By default MIAOW incorporates four integer and four floating point vector ALUs respectively, with each vector ALU supporting 16 operations simultaneously. This number was chosen based off of analysis of various GPGPU benchmarks but is parameterizable.
The register file implementation is complicated in that it is heavily dependent on the technology process selected. Synopsys for example provides an SRAM based register file that is single port and provides low levels of contention. The Synopsys register file is however proprietary and cannot be distributed, so the team created a five port register implementation using flip-flops for general VCS based simulation. A third implementation was created using block RAMs for use with Xilinx's FPGAs, which necessitated another set of design compromises. As such, the team made sure that it is relatively easy to swap out register file implementations so that the most appropriate tools are used for whatever situation MIAOW is used in.
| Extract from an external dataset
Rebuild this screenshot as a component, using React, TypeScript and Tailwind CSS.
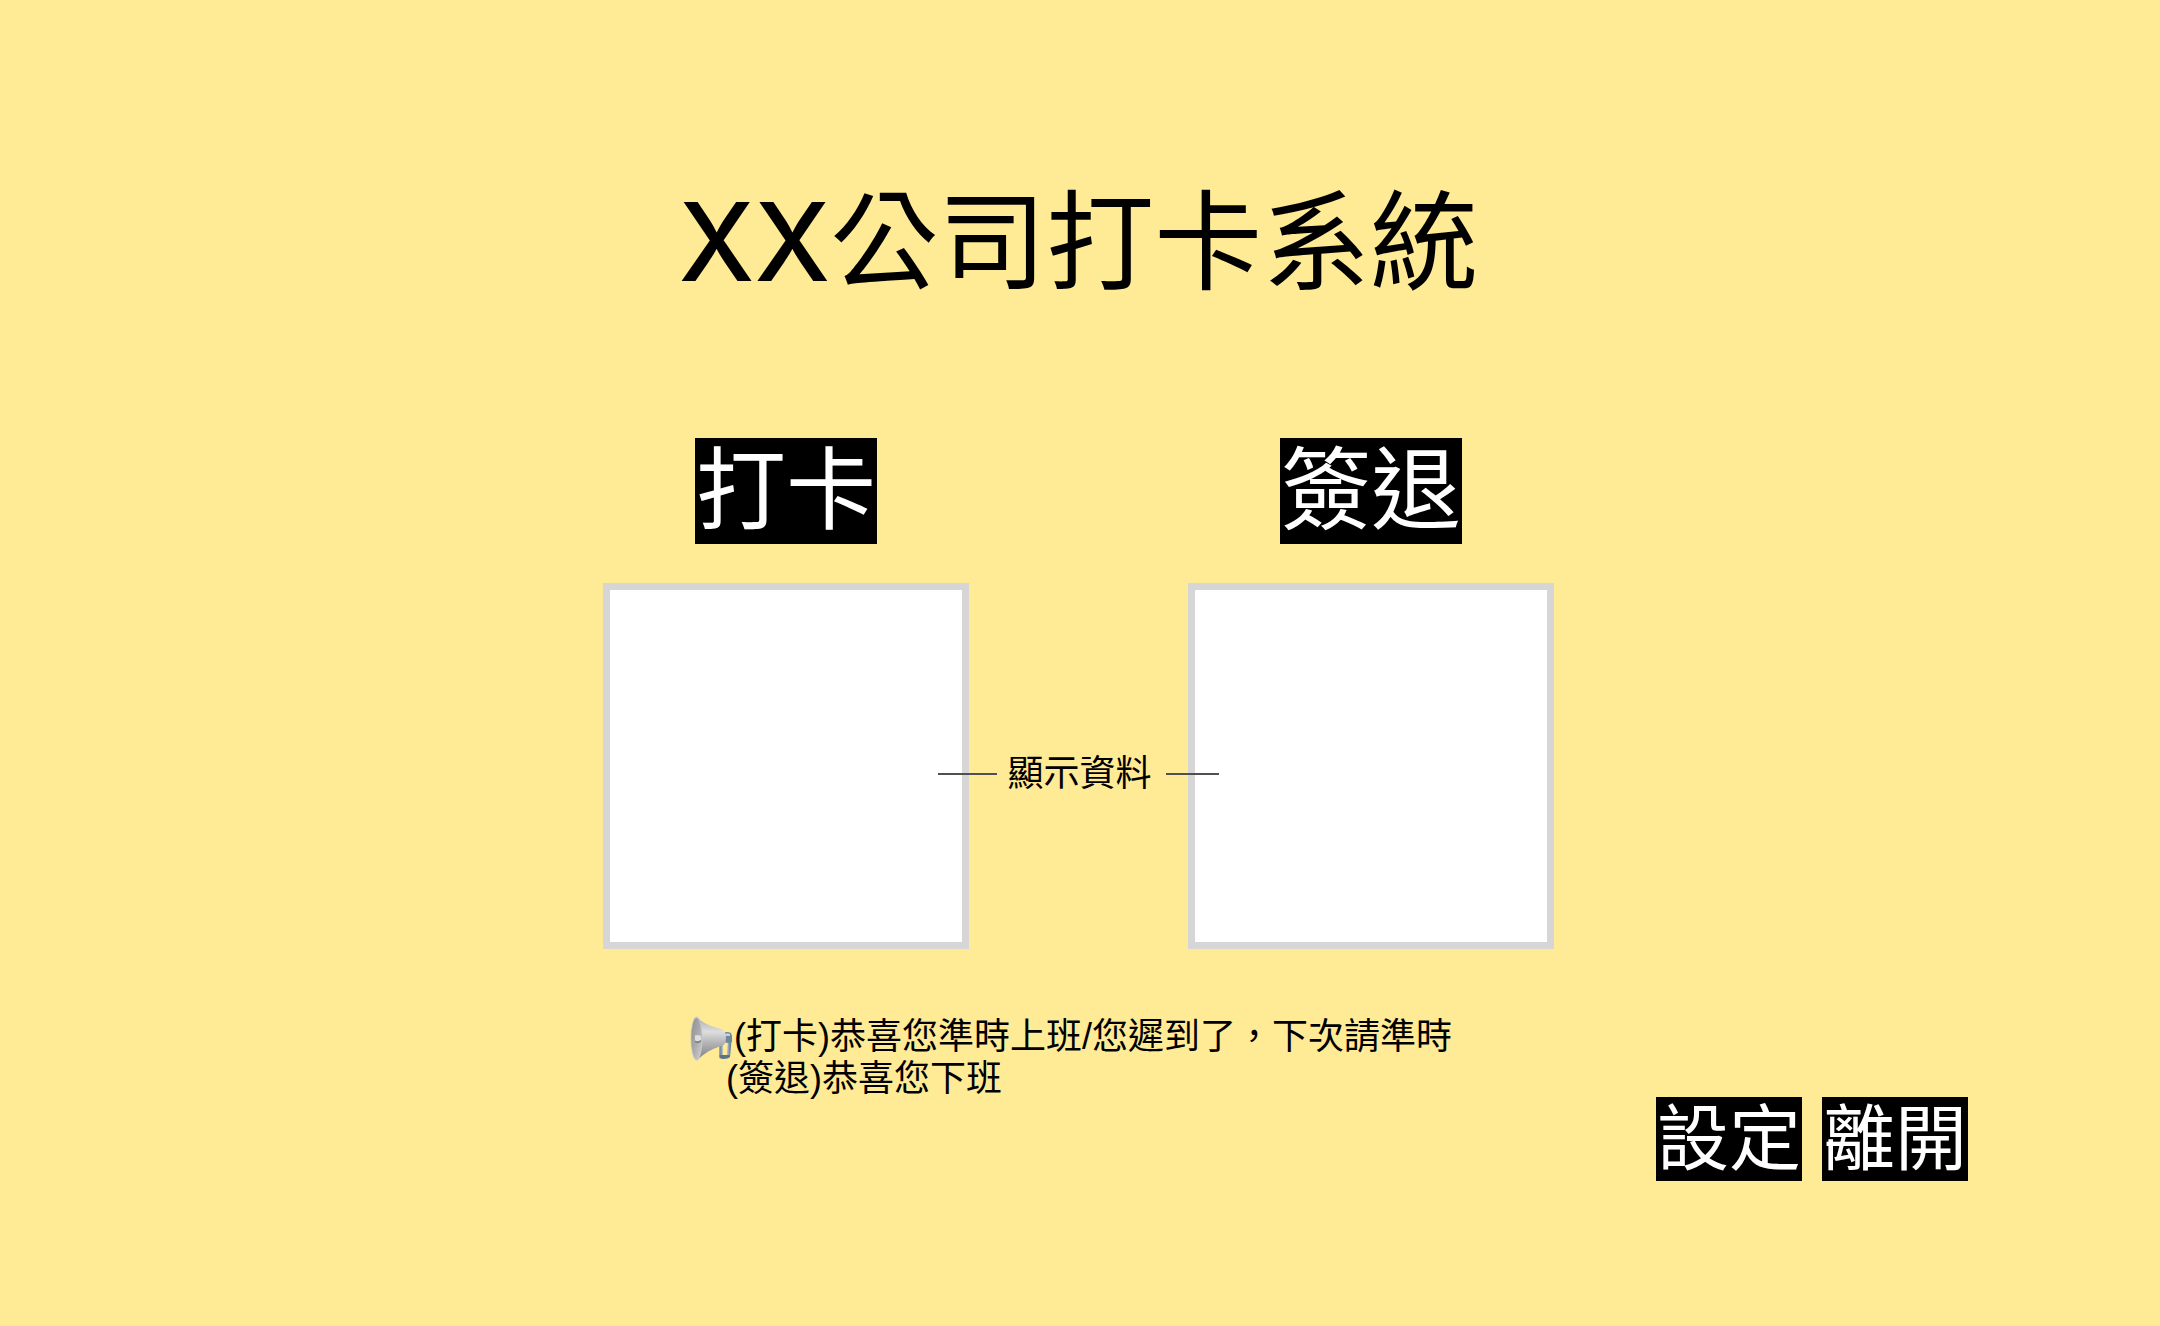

MIAOW currently has two major limitations in its implementation, both of which would need to be resolved to put MIAOW into production as an actual graphics card. The first one also has an impact on its usage for GPGPU purposes. Specifically, MIAOW's memory interface is still in a state of flux. During work to bring up MIAOW on an FPGA it was noted that the existing memory interface was too wide and deep and that attempting to abstract over it would have resulted in significant overhead. The decision was made to rework the compute unit's pipeline, namely in the issue unit, to allow for a more practical memory interface. This work has not yet been completed.
The second limitation is with respect to MIAOW's usage as a graphics unit. As MIAOW was implemented for experimenting with GPGPU workloads, it is missing some instructions and functionality that were purely for graphics such as texture support and the like. It also does not have anything to actually output graphics. The set of supported instructions would need to be expanded and the auxiliary logic for graphic output would also need to be implemented, though the latter is more of an electrical design issue than the more digital logic one of the extra instructions.